Description
Taken from the soundtrack of the film God Rot Tunbridge Wells, this unforgettable collection of Handel's 'hits' was rightly praised at the time for making Handel sound, well, like Handel: full of life and fury, and not the usual syrupy stodge served up by massed choirs of thousands. Conducted by the great Handelian Sir Charles Mackerras, his fiery cast - Emma Kirkby, James Bowman, Elizabeth Harwood, John Shirley-Quirk, Simon Preston, Anthony Rolfe-Johnson, Valerie Masterson, Andrei Gavrilov, Simon Preston and the Westminster Abbey Choir and the indefatigable English Chamber Orchestra - blaze their way through some of Handel's most famous music.

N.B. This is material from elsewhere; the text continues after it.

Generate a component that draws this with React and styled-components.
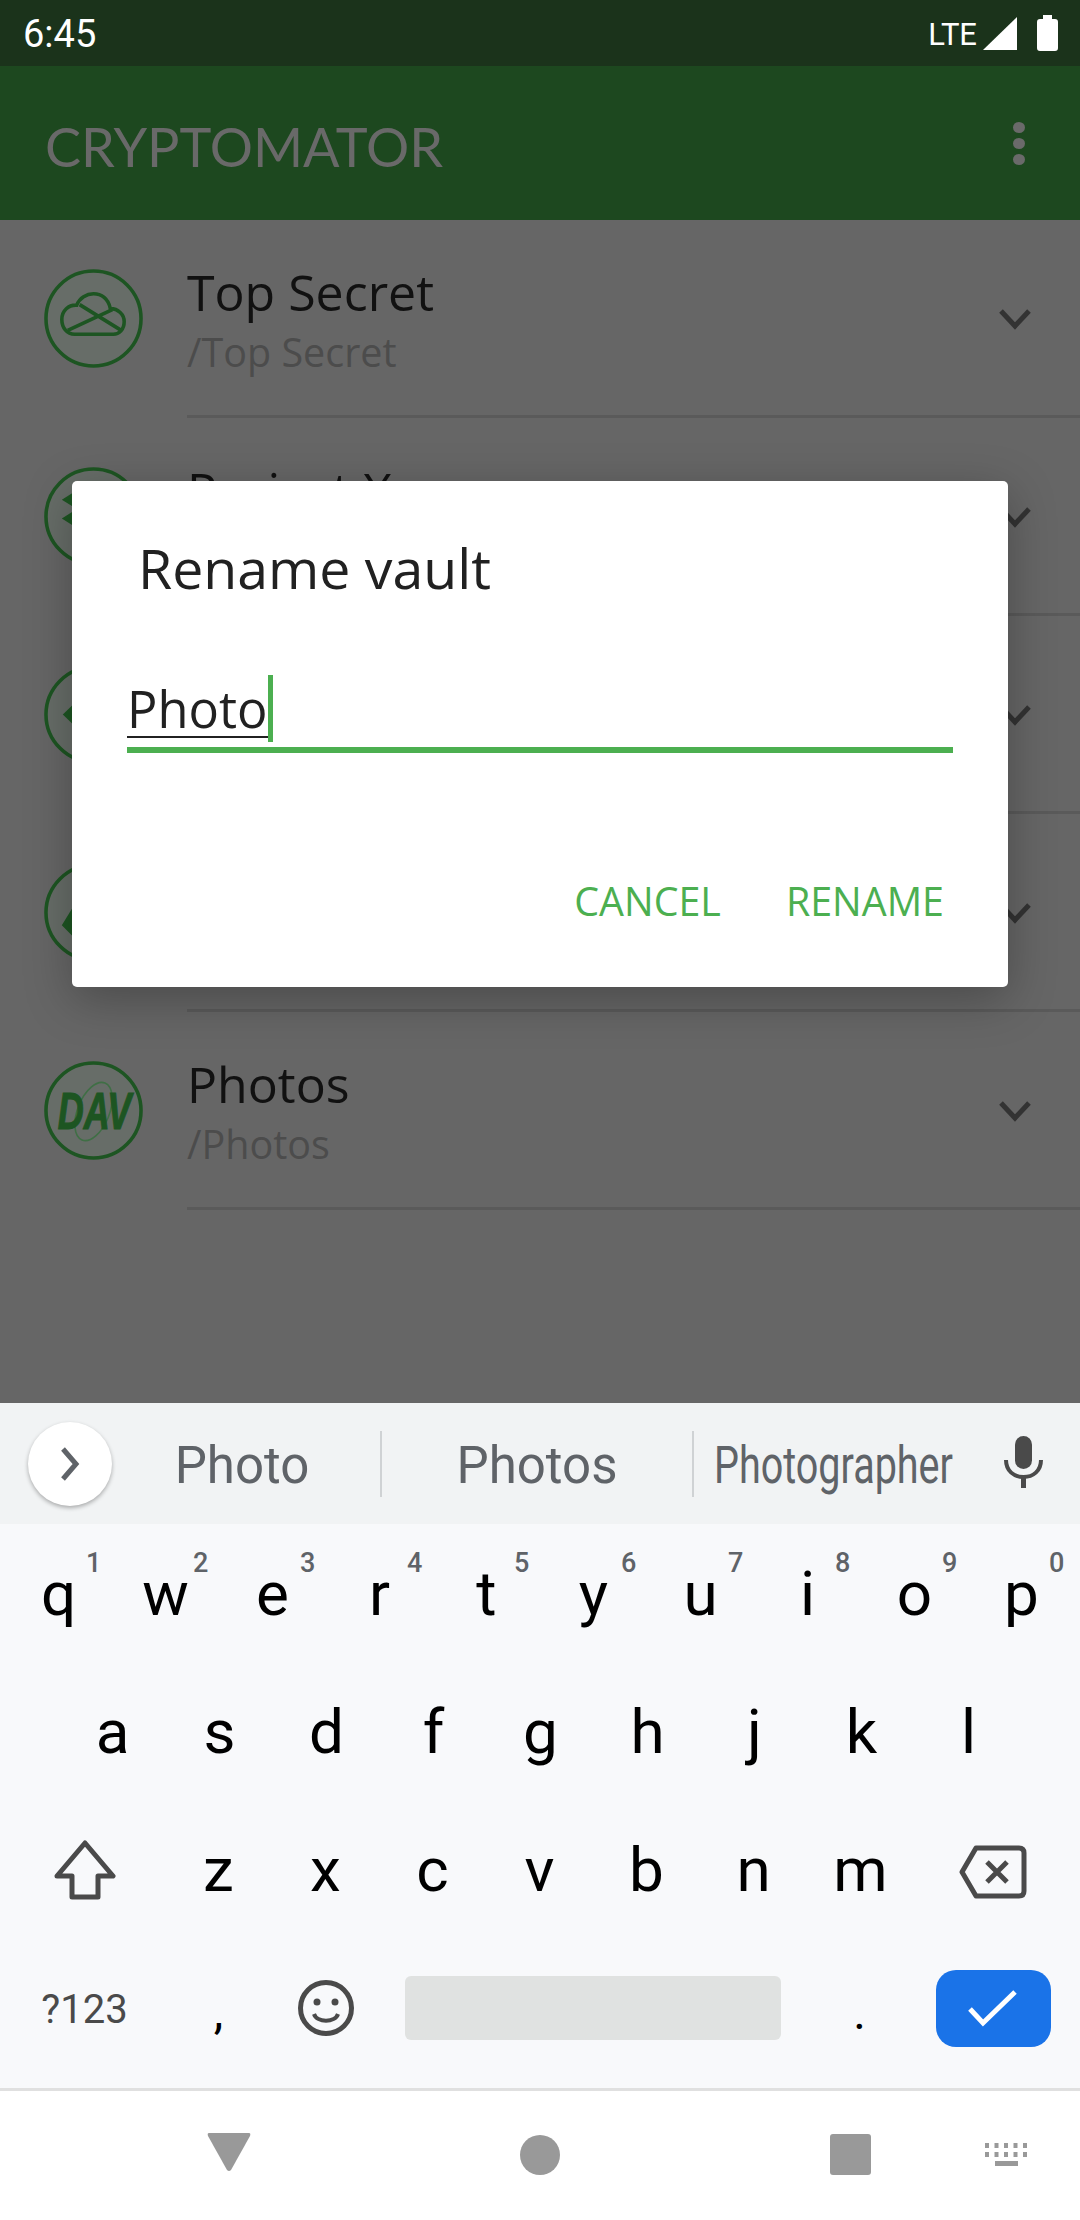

Mackerras had insisted on hearing the Royal Fireworks Music (for instance) as it had been written - for a veritable battery of wind and brass instruments, not to mention twenty side-drums - but how on earth were we going to assemble that number of period-looking instruments to film? Easy, said the cameraman: use mirrors. And so we did. No-one noticed, nor that the 'harpsichord' on which the deaf and almost blind Handel doodles from time to time is actually a grand piano painted by Burne-Jones in 1890, almost 150 years after Handel had died. (Ironically, the one person who did spot this was Andrew Lloyd-Webber, who then tried to buy the piano).
Mackerras adored the film and for a time went round slightly misquoting one of Handel's speeches from the film. Handel/Osborne/Trevor Howard says, with appropriate insouciance: ''What have I done for the Georges of England?!'' Mackerras said: ''What have I done for the Handels of England?'' Rescued them, great Sir. Rescued them.